Beginning of day 3: an even later start than day 2 (7:15 and 6:50, respectively).  Stomach is still not all right.  Ate a granola bar when starting out.  Made sure I walked slowly for a while.  I knew I had that arduous section to do again and so I was really just preparing for that.  I was no longer going for the FKT, but just wanting to finish.  I knew I needed to do about 30 miles each day for the next two days.  I had done 32 the day before and the upcoming sections weren't any more difficult, so this wasn't outside the realm of possibility.  But things went downhill.  First, it rained from the very start of the day, almost constantly.  This made the trail conditions much tougher.  And it didn't help my already struggling feet.  I was moving much more slowly on this day for those reasons.  Eventually, I was resigned to just getting to the Mt. Collins shelter, just past Clingman's.  This would have given me 25 on the day and left 35 for day 4.

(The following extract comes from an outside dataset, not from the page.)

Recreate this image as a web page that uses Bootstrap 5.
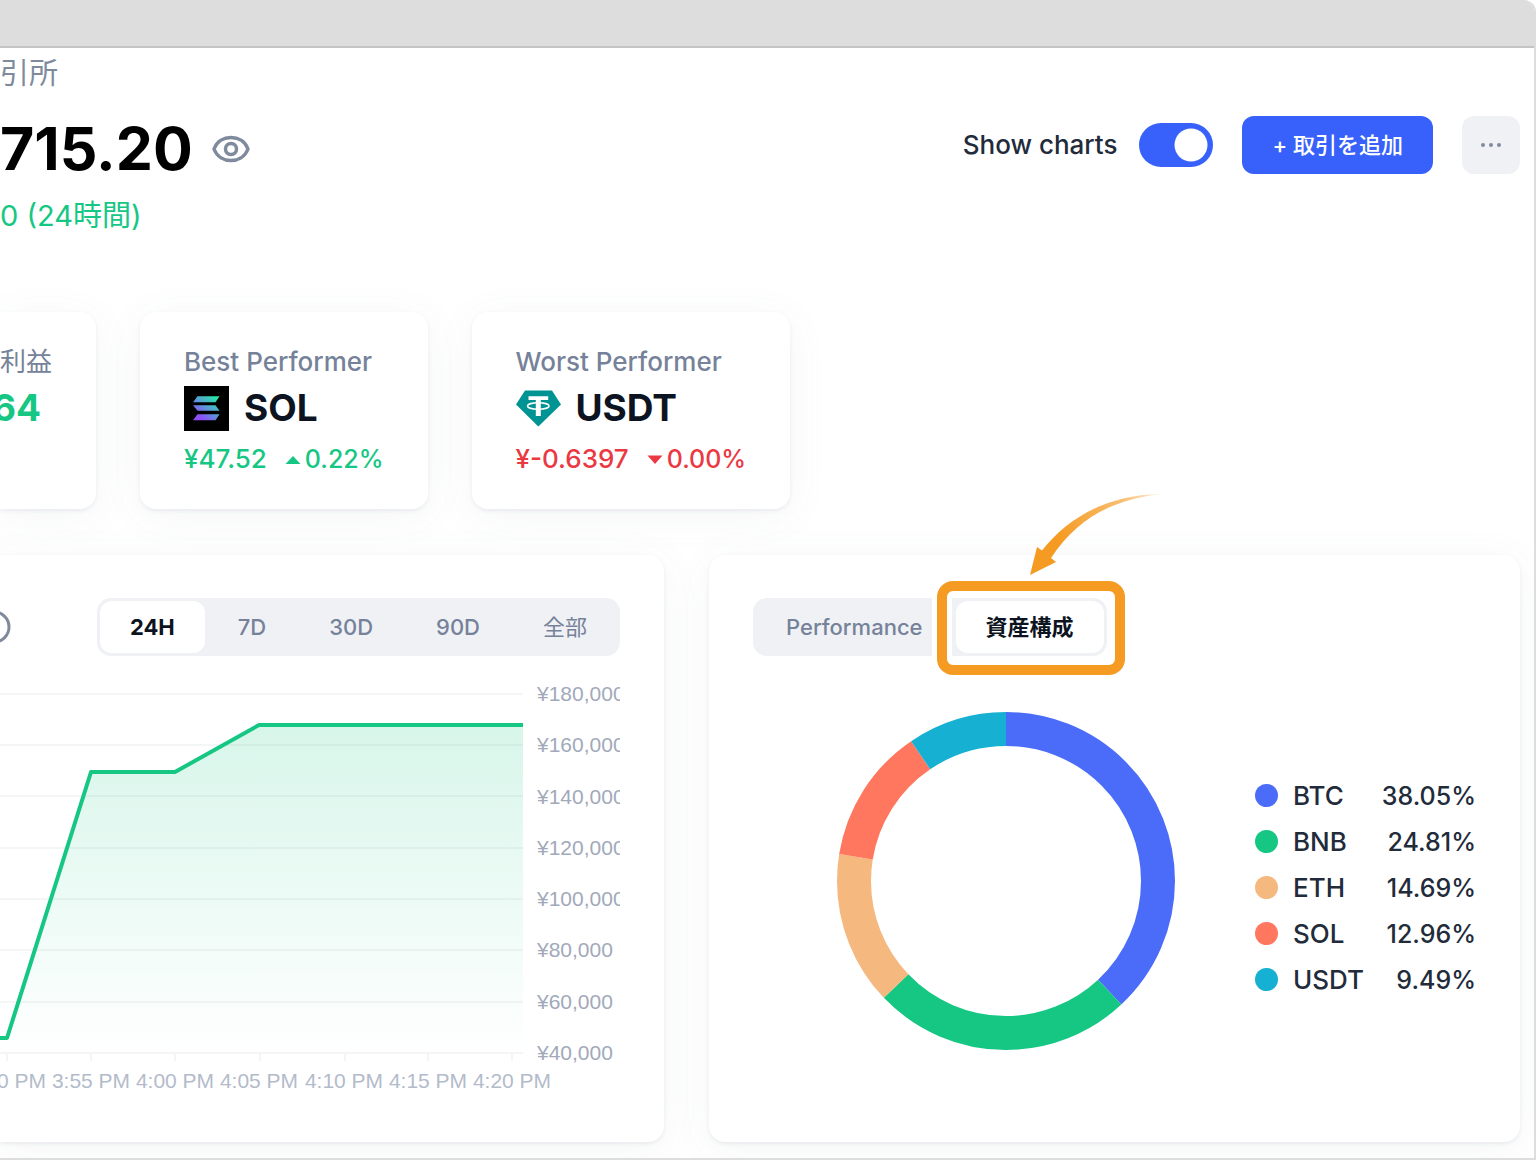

But, I was considering withdrawing.  I had been nauseous for quite some time and hadn't been able to take in any calories, which was also slowing me considerably.  I had started thinking about exit strategies and had seen a day hiker that I considered asking for help.  And at just that moment I looked behind me and up the trail came two trail runners.  I asked where they'd come from and they said they'd done a loop.  I wanted to keep them in conversation for a bit, but I also didn't want to interfere with their own plans.  But they were nice enough to walk with me for a while.  In fact, Jason insisted on walking with me for a while, which I am very glad he did.

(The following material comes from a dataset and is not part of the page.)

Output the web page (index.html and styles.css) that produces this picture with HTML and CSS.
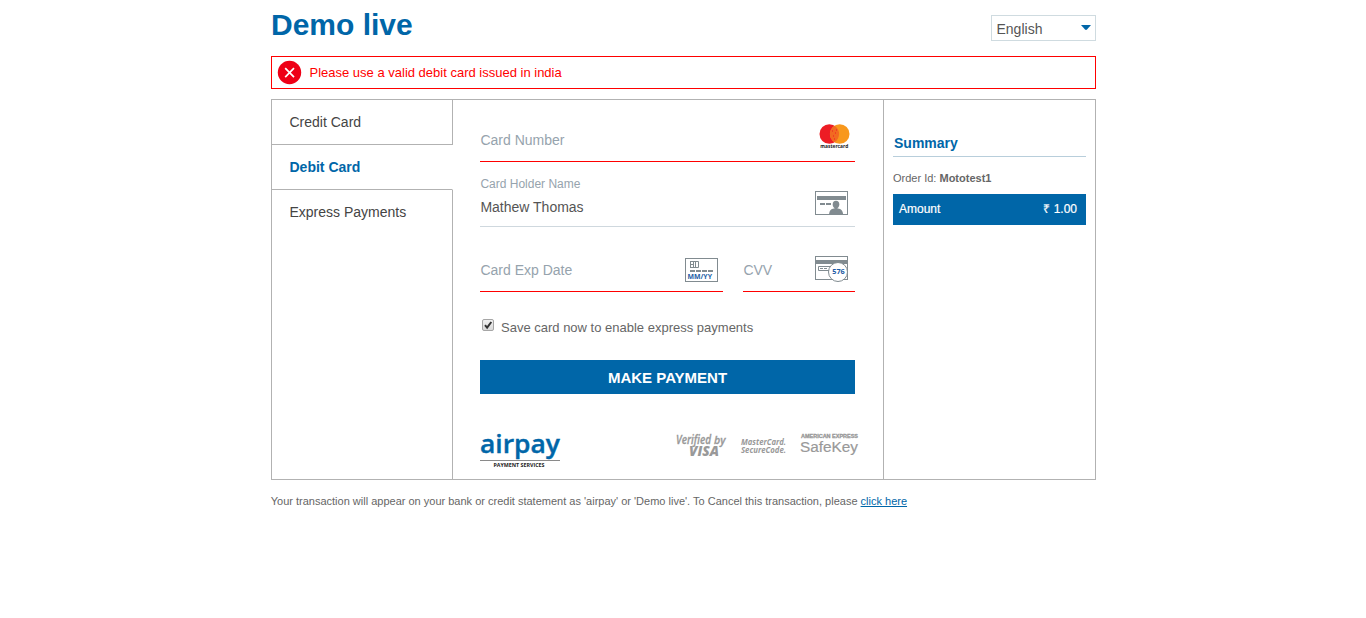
FILE: index.html
```
<!DOCTYPE html>
<html lang="en">
<head>
<meta charset="utf-8">
<title>Demo live</title>
<link rel="stylesheet" href="styles.css">
</head>
<body>
<div class="page">
  <header class="header">
    <h1 class="title">Demo live</h1>
    <div class="language"><span>English</span>
      <svg width="10" height="5" viewBox="0 0 10 5"><path d="M0 0H10L6 4.6Q5 5.2 4 4.6Z" fill="#0066a8"/></svg>
    </div>
  </header>

  <div class="alert">
    <svg width="24" height="24" viewBox="0 0 24 24"><circle cx="11.500" cy="11.500" r="11.700" fill="#ee0016"/><path d="M7.200 7.200l8.800 9M16 7.200l-8.800 9" stroke="#fff" stroke-width="1.700"/></svg>
    <span>Please use a valid debit card issued in india</span>
  </div>

  <main class="panel">
    <nav class="tabs">
      <a class="tab">Credit Card</a>
      <a class="tab tab-active">Debit Card</a>
      <a class="tab tab-last">Express Payments</a>
    </nav>

    <section class="form">
      <div class="field field-number">
        <span class="label">Card Number</span>
        <svg class="icon-mastercard" width="34" height="28" viewBox="0 0 34 28">
          <circle cx="10.300" cy="11" r="9.800" fill="#ed1c24"/><circle cx="20.700" cy="11" r="9.800" fill="#f8981d"/>
          <path d="M15.500 2.700a9.800 9.800 0 0 1 0 16.600a9.800 9.800 0 0 1 0-16.600z" fill="#f26a21"/>
          <path d="M13 8h1M16 10h1M14 13h1M17 7h1M15 16h1" stroke="#ed1c24"/>
          <text x="1.300" y="25" class="mc-text" textLength="28" lengthAdjust="spacingAndGlyphs">mastercard</text>
        </svg>
      </div>

      <div class="field field-name">
        <div class="stack"><span class="small-label">Card Holder Name</span><span class="value">Mathew Thomas</span></div>
        <svg class="icon-holder" width="33" height="24" viewBox="0 0 33 24">
          <rect x=".5" y=".5" width="32" height="23" fill="#fff" stroke="#818b90"/>
          <path d="M2 5h29v4H2zM5 12h5v2H5zM11 12h5v2h-5z" fill="#818b90"/>
          <ellipse cx="21" cy="13.500" rx="3.300" ry="3.700" fill="#818b90"/>
          <path d="M14 24c.2-4.500 2-6 5-6.500h4c3 .5 4.900 2 5.200 6.500z" fill="#818b90"/>
          <path d="M19.500 16h3v2h-3z" fill="#818b90"/>
        </svg>
      </div>

      <div class="pair">
        <div class="field field-exp">
          <span class="label">Card Exp Date</span>
          <svg class="icon-exp" width="33" height="24" viewBox="0 0 33 24">
            <rect x=".5" y=".5" width="32" height="23" fill="#fff" stroke="#818b90"/>
            <path d="M5.500 3.500h8v6h-8M5.500 3v7M8.500 3.500v6M10.500 3.500v6M5.500 6.500h3" fill="none" stroke="#818b90"/>
            <path d="M5 13h23" stroke="#818b90" stroke-width="2" stroke-dasharray="5 1"/>
            <text x="2.500" y="21.300" class="exp-text" textLength="24.500" lengthAdjust="spacingAndGlyphs">MM/YY</text>
          </svg>
        </div>
        <div class="field field-cvv">
          <span class="label">CVV</span>
          <svg class="icon-cvv" width="34" height="27" viewBox="0 0 34 27">
            <rect x=".5" y=".5" width="32" height="23" fill="#fff" stroke="#818b90"/>
            <path d="M0 4h33v4H0z" fill="#818b90"/>
            <path d="M15 10.500H3.500v4H14M5 12.500h3M9 12.500h3" fill="none" stroke="#818b90"/>
            <circle cx="23" cy="16" r="9.500" fill="#fff" stroke="#818b90"/>
            <text x="17.300" y="18.300" class="cvv-text" textLength="12.500" lengthAdjust="spacingAndGlyphs">576</text>
          </svg>
        </div>
      </div>

      <div class="save">
        <svg width="12" height="12" viewBox="0 0 12 12">
          <defs><linearGradient id="box" x2="0" y2="1"><stop stop-color="#f2f2f2"/><stop offset="1" stop-color="#d8d8d8"/></linearGradient></defs>
          <rect x=".5" y=".5" width="11" height="11" rx="1.500" fill="url(#box)" stroke="#a6a6a6"/>
          <path d="M3 6.200l2.100 2.400L9.300 3" fill="none" stroke="#333" stroke-width="2"/>
        </svg>
        <span>Save card now to enable express payments</span>
      </div>

      <button class="pay">MAKE PAYMENT</button>

      <div class="logos">
        <svg class="logo-airpay" width="82" height="38" viewBox="0 0 82 38">
          <text x="0" y="21.500" class="airpay" textLength="80" lengthAdjust="spacingAndGlyphs">airpay</text>
          <path d="M0 29.500h80" stroke="#8a8a8a"/>
          <text x="13.500" y="35.700" class="airpay-sub" textLength="51" lengthAdjust="spacingAndGlyphs">PAYMENT SERVICES</text>
        </svg>
        <svg class="logo-visa" width="51" height="28" viewBox="0 0 51 28">
          <text x="0" y="13" class="verified" textLength="35" lengthAdjust="spacingAndGlyphs">Verified</text>
          <text x="38" y="13" class="by" textLength="11.500" lengthAdjust="spacingAndGlyphs">by</text>
          <text x="13" y="24.800" class="visa" textLength="30" lengthAdjust="spacingAndGlyphs">VISA</text>
        </svg>
        <svg class="logo-secure" width="47" height="28" viewBox="0 0 47 28">
          <text x="0" y="13.700" class="secure" textLength="45" lengthAdjust="spacingAndGlyphs">MasterCard.</text>
          <text x="0" y="22.300" class="secure" textLength="45" lengthAdjust="spacingAndGlyphs">SecureCode.</text>
        </svg>
        <svg class="logo-safekey" width="60" height="28" viewBox="0 0 60 28">
          <text x="1" y="7" class="amex" textLength="57" lengthAdjust="spacingAndGlyphs">AMERICAN EXPRESS</text>
          <text x="0" y="20.500" class="safekey" textLength="58" lengthAdjust="spacingAndGlyphs">SafeKey</text>
        </svg>
      </div>
    </section>

    <aside class="summary">
      <h2 class="summary-title">Summary</h2>
      <div class="order">Order Id: <b>Mototest1</b></div>
      <div class="amount"><span>Amount</span><span>₹ 1.00</span></div>
    </aside>
  </main>

  <p class="note">Your transaction will appear on your bank or credit statement as 'airpay' or 'Demo live'. To Cancel this transaction, please <a class="cancel">click here</a></p>
</div>
</body>
</html>
```
FILE: styles.css
```
* { box-sizing: border-box; }
body { margin: 0; background: #fff; color: #555; font-family: "Liberation Sans", Arial, sans-serif; font-size: 14px; }
svg { display: block; flex: none; overflow: visible; }
.page { width: 825px; margin-left: 271px; }
.header { height: 56px; display: flex; justify-content: space-between; align-items: flex-start; }
.title { margin: 7px 0 0; font-size: 30px; line-height: 35px; color: #0066a8; }
.language { width: 105px; height: 26px; margin-top: 15px; padding: 0 4px 0 4.5px; border: 1px solid #cfdbe0; display: flex; justify-content: space-between; align-items: center; line-height: 26px; }
.language span { padding-top: 2px; }
.language svg { margin-bottom: 2px; }
.alert { height: 33px; border: 1px solid #f00; display: flex; align-items: center; gap: 7.5px; padding-left: 6px; color: #f00; font-size: 13px; }
.panel { height: 381px; margin-top: 10px; border: 1px solid #b2b2b2; display: grid; grid-template-columns: 181px 431px 1fr; }
.tabs { display: flex; flex-direction: column; }
.tab { height: 45px; padding-left: 17.5px; line-height: 44px; border-right: 1px solid #b2b2b2; border-bottom: 1px solid #b2b2b2; color: #444; }
.tab-active { color: #0066a8; font-weight: bold; border-right-color: transparent; }
.tab-last { flex: 1; border-bottom: 0; }
.form { padding: 18px 28px 0 27px; border-right: 1px solid #b2b2b2; }
.field { display: flex; justify-content: space-between; border-bottom: 1px solid #f00; }
.label { padding-left: .4px; color: #96a3ad; line-height: 16px; }
.field-number { height: 44px; padding-top: 14px; }
.icon-mastercard { margin: -9px 2px 0 0; }
.field-name { height: 65px; border-color: #cfd8de; }
.stack { display: flex; flex-direction: column; padding: 15px 0 0 .4px; }
.small-label { font-size: 12px; line-height: 14px; color: #96a3ad; }
.value { margin-top: 8px; line-height: 16px; }
.icon-holder { margin: 29px 7px 0 0; }
.pair { display: flex; gap: 20px; }
.field-exp, .field-cvv { height: 65px; padding-top: 35px; }
.field-exp { width: 243px; }
.field-cvv { flex: 1; }
.icon-exp { margin: -4px 5px 0 0; }
.icon-cvv { margin: -6px 6px 0 0; }
.save { display: flex; gap: 7px; margin: 27px 0 0 2px; height: 41px; font-size: 13px; line-height: 17px; color: #666; }
.pay { display: block; width: 375px; height: 34px; padding: 0; border: 0; background: #0066a8; color: #fff; font: bold 15px "Liberation Sans", Arial, sans-serif; }
.logos { display: flex; margin: 37px -5px 0 0; fill: #999; }
.logo-visa { margin-left: 114px; }
.logo-secure { margin-left: 14px; }
.logo-safekey { margin-left: 12px; }
.summary { padding: 34px 9px 0; }
.summary-title { margin: 0; height: 23px; padding-left: 1px; border-bottom: 1px solid #b8cedb; font-size: 14px; line-height: 18px; color: #0066a8; }
.order { margin-top: 15px; height: 22px; font-size: 11px; line-height: 13px; color: #666; }
.amount { height: 31px; padding: 0 9px 2px 6px; background: #0066a8; color: #fff; display: flex; justify-content: space-between; align-items: center; font-size: 12px; -webkit-text-stroke: .2px #fff; }
.note { margin: 15px 0 0 -.3px; font-size: 11px; line-height: 13px; color: #666; white-space: nowrap; }
.cancel { color: #0066a8; text-decoration: underline; }
.mc-text { font: bold 5.5px "Open Sans", sans-serif; fill: #222; }
.exp-text, .cvv-text { font: bold 7px "Open Sans", sans-serif; fill: #1d5da5; }
.exp-text { font-size: 7.5px; }
.airpay { font: 600 26px "Open Sans", sans-serif; fill: #0066a8; stroke: #0066a8; stroke-width: .4; }
.airpay-sub { font: bold 5.5px "Open Sans", sans-serif; fill: #222; }
.verified, .by { font: italic 600 12px "Open Sans", sans-serif; stroke: #999; stroke-width: .3; }
.by { font-size: 10.5px; }
.visa { font: italic 800 14px "Open Sans", sans-serif; }
.secure { font: italic bold 9.5px "Open Sans", sans-serif; }
.amex { font: bold 5px "Liberation Sans", sans-serif; stroke: #999; stroke-width: .3; }
.safekey { font: 15.5px "Liberation Sans", sans-serif; stroke: #999; stroke-width: .2; }
```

Interlude 3: Self Reflection on Being Dependent on Others.  I don't know why it is hard for me to feel like I'm inconveniencing others, but it is.  Irrationally so, sometimes.  Like, I'll go out of my way in order to not have to feel that I am doing this.  I mean, I'm sure I do it all the time and am unaware of it, but I just don't like to know or feel that I'm doing it.  But sometimes you have to let go and accept that, yes, you are going to alter someone else's plans, but that's ok.  Because that's life.  And people who understand life, understand that these things happen.  Something I love about the ultra running community is that there's a shared understanding of the fact that we are limited beings who need others.  And that sometimes you're in the giving role and that sometimes you're in the taking role.  There's a camaraderie that is built over this shared understanding of ourselves.  And I think this is a vitally important thing to understand about ourselves as humans: that we are dependent beings.  We are not self made.  We rely on others.  I believe this realization (one that feminist philosophers--and Alasdair MacIntyre [strange bedfellows?]--have rightly emphasized) is of fundamental ethical importance because it is all to easy to think of ourselves as wholly responsible for what we do and who we are.  But we aren't.  This connects to a deeply American ethos, as well: the idea that it is somehow up to us to thrive economically and that (the darker side of this thought) if we aren't thriving economically then it must be some individual fault.  That is a myth in both senses of the word: something that organizes "our" understanding of the world and something that isn't true.  I guess my point is just that these experiences that we (as ultra runners) have of, say, running 100 miles, teach us something that is generally true of life: that lots of it is up to luck and things outside your control.  And sometimes you need help.  We all need help sometimes.  The problem is that it is easy for some people to forget that either because they've conveniently forgotten or not ever realized all the help they have gotten along the way.  The experience of dependency that ultra running can afford us is a good antidote to this kind of forgetting.

So, yeah, I started kind of hinting to these two trail runners (Jason and Tyler) that I wasn't doing so well.  And then I started throwing up (again).  So Jason and Tyler and their wives, who were with them on this outing for Jason's birthday, took me back to their cabin, they fed me, let me take a shower and gave me a place to sleep.  Then they drove me back to my car at Davenport Gap the next morning.  Totally out of their way.  The super awesome bonus is that they were all totally great people and we had some great conversation.  I hope to meet up with them again sometime.

Jason's wife, Amber, snapped these photos of me at Clingman's dome, after Jason had graciously carried my pack for me back to the car (I was on the struggle bus for sure) and Tyler had run ahead to let the wives know what was what.  Thus, I withdrew at Clingman's, having gone 22 miles for the day.

So no FKT, but an unforgettable experience that I wouldn't trade even for an FKT.  Which makes sense since it is the experiences (of dependency, of self discovery, of new friends) rather than the results that hold the intrinsic value for me.